The wording of the Act tries to solve this problem by referring to what a “reasonable person” would think: so that, for instance, it is a necessary condition of committing a stirring-up offence that either one “behaves in a manner that a reasonable person would consider to be threatening or abusive”, or “communicates to another person material that a reasonable person would consider to be threatening or abusive” — and, in doing so, intends to stir up hatred against a protected group.

In this formulation, there is a pleasing echo of the Scottish Enlightenment and its emphasis on the tempering of emotion with more impartial rationality. For instance, despite thinking of moral judgement as mainly a matter of feelings not reason, David Hume still placed emphasis on the importance of “steady and general points of view”; meaning that we should not just blindly sympathise with what others are feeling but also apply rational discernment to get rid of prejudice and partisanship. Meanwhile, Adam Smith, another famous sentimentalist about morality, placed great emphasis not just on imaginatively simulating the feelings of others, but also upon taking the more distanced perspective of an “impartial spectator” in order to hone judgements of approval or disapproval about those feelings.
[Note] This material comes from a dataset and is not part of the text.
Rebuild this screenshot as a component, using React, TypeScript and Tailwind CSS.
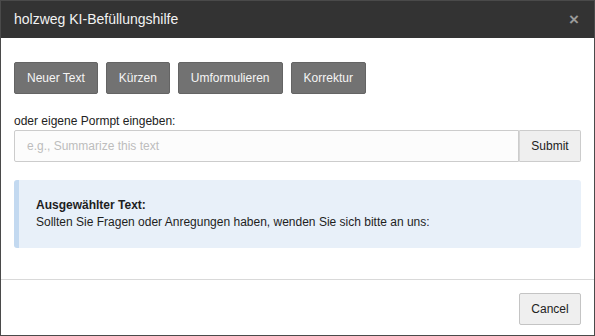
const actions = ['Neuer Text', 'Kürzen', 'Umformulieren', 'Korrektur'];

const App = () => {
  return (
    <div className="flex h-[336px] w-[595px] flex-col border border-[#4a4a4a] bg-white font-['Liberation_Sans',Arial,sans-serif] text-[#222]">
      {/* header */}
      <header className="flex h-[37px] shrink-0 items-center justify-between bg-[#333333] px-[13px]">
        <h1 className="text-[14px] text-[#f2f2f2]">holzweg KI-Befüllungshilfe</h1>
        <span className="mr-[2px] text-[17px] font-bold leading-none text-[#9a9a9a]">×</span>
      </header>

      {/* body */}
      <div className="flex flex-1 flex-col border-b border-[#d9d9d9] px-[13px] pt-[24px]">
        <div className="flex gap-[8px]">
          {actions.map((a) => (
            <button
              key={a}
              className="h-[32px] rounded-[2px] border border-[#646464] bg-[#727272] px-[12px] text-[12px] text-[#f5f5f5]"
            >
              {a}
            </button>
          ))}
        </div>

        <label className="mt-[19px] mb-[1px] text-[12px] leading-[16px] text-[#222]">
          oder eigene Pormpt eingeben:
        </label>
        <div className="flex h-[32px]">
          <input
            placeholder="e.g., Summarize this text"
            className="flex-1 rounded-l-[2px] border border-[#cccccc] bg-[#fcfcfc] px-[12px] text-[12px] outline-none placeholder:text-[#bdbdbd]"
          />
          <button className="w-[62px] rounded-r-[2px] border border-l-[#d6d6d6] border-[#cccccc] bg-[#efefef] text-[12px] text-[#222]">
            Submit
          </button>
        </div>

        <div className="mt-[18px] rounded-[3px] border-l-[5px] border-[#c3d9f0] bg-[#e8f0f9] pt-[17px] pb-[17px] pl-[17px] text-[12px] leading-[17px] text-[#1e1e1e]">
          <p className="font-bold">Ausgewählter Text:</p>
          <p>Sollten Sie Fragen oder Anregungen haben, wenden Sie sich bitte an uns:</p>
        </div>
      </div>

      {/* footer */}
      <footer className="flex h-[55px] shrink-0 justify-end px-[13px] pt-[13px]">
        <button className="h-[32px] w-[62px] rounded-[2px] border border-[#c4c4c4] bg-[#efefef] text-[12px] text-[#222]">
          Cancel
        </button>
      </footer>
    </div>
  );
};

export default App;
Equally, though, both Hume and Smith were clear that you can only exercise reasoned judgement about the aptness or otherwise of another person’s emotional state if you are also adequately informed about what he or she is getting aerated about in the first place. And yet, this is precisely the level of information lacking these days from the average person’s perception of things like “abusiveness” or “hatred”. Instead, large numbers of citizens have been socially conditioned to take the barest presence of formerly standard features of ordinary discourse — expressed scepticism about certain popular values; unfamiliarity with middle-class speech codes; demurrals from progressive articles of faith, and so on — as automatically implying a hateful attitude, and to proceed to the nearest third-party reporting centre on that basis.

A reasonable person wouldn’t have gone along with any of this, and yet in Scotland crazily myopic and illiberal measures continue to be waved through, with stunning condescension on the part of their smug originators. In other words, there’s no use appealing to what some hypothetical reasonable person would think, when there appear to be no such people in the vicinity. They’ve probably all gone down the sex shop to report J.K. Rowling for saying homosexuality is a thing. It’s almost as if these people hate us.